Personal information
- Born: December 1, 1960 Shreveport, Louisiana, U.S.
- Died: March 28, 2020 (aged 59) Dallas County, Texas, U.S.
- Listed height: 6 ft 0 in (1.83 m)
- Listed weight: 180 lb (82 kg)

Career information
- High school: Lake Charles (Lake Charles, Louisiana)
- College: LSU
- NFL draft: 1982: 2nd round, 50th overall pick

Career history
- Denver Broncos (1982); Miami Dolphins (1984)*;
- * Offseason or practice squad member only

Awards and highlights
- Second-team All-SEC (1981);
- Stats at Pro Football Reference

= Orlando McDaniel =

American football player (1960–2020)

Orlando Keith McDaniel (December 1, 1960 – March 27, 2020) was an American professional football wide receiver. He played college football for the LSU Tigers from 1978 to 1981 and for the Denver Broncos of the National Football League (NFL) in 1982. He appeared in 44 games at LSU, totaling 64 receptions for 1,184 yards and three touchdowns. Selected by the Broncos in the second round of the 1982 NFL draft, he appeared in only three NFL games and did not catch a pass. McDaniel died in March 2020, a victim at age 59 of the COVID-19 pandemic.

==Biography==
McDaniel was born in Shreveport, Louisiana, and attended Lake Charles High School in Lake Charles, Louisiana. He attended college at Louisiana State University, where he played as a wide receiver for the Tigers. At LSU, he caught 64 passes for 1,184 yards and three touchdowns over four seasons. His 17.5 yards per reception in 1981 ranked second in the Southeastern Conference, and his 719 receiving yards ranked fourth.

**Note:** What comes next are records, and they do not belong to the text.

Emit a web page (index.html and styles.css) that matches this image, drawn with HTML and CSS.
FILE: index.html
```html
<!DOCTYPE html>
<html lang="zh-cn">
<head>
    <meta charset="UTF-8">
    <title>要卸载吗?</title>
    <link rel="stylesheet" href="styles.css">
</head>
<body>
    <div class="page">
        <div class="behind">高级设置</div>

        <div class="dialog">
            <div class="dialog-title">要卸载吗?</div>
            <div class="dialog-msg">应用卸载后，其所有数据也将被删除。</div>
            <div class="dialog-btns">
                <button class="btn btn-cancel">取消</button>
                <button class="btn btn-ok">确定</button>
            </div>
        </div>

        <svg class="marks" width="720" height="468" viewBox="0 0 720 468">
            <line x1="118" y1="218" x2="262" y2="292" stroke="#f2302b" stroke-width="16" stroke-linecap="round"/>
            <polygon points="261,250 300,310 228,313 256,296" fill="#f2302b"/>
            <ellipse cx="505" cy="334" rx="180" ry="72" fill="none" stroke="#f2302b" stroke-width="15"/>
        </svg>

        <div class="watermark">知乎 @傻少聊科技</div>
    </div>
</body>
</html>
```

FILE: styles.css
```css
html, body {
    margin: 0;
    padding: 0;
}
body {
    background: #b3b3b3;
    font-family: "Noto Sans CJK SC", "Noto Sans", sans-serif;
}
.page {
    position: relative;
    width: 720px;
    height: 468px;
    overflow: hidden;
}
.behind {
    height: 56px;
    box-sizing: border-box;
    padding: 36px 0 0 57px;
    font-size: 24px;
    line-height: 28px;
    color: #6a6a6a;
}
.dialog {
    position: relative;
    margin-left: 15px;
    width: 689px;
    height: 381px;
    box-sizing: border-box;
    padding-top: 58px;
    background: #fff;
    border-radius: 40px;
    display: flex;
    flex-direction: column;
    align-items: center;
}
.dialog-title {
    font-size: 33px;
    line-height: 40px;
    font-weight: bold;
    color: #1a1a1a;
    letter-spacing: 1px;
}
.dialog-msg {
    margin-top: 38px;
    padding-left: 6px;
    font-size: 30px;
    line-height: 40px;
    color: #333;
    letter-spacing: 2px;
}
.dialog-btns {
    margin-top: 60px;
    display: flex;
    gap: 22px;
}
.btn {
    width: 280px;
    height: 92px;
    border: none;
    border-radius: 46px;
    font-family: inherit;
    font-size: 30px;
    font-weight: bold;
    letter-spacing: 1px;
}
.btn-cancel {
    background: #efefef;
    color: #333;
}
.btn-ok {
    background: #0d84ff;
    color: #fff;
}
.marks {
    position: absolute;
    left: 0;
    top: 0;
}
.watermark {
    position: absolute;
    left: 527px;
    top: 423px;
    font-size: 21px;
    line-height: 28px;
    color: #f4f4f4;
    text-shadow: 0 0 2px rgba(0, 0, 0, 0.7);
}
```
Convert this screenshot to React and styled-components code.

McDaniel also ran track, and finished second in 1980 in the NCAA Division I Outdoor Track and Field Championships – Men's 110 meter hurdles. McDaniel was the founder and coach of the North Texas Cheetahs Track Club.

On March 27, 2020, McDaniel died of complications from COVID-19 during the COVID-19 pandemic in Texas.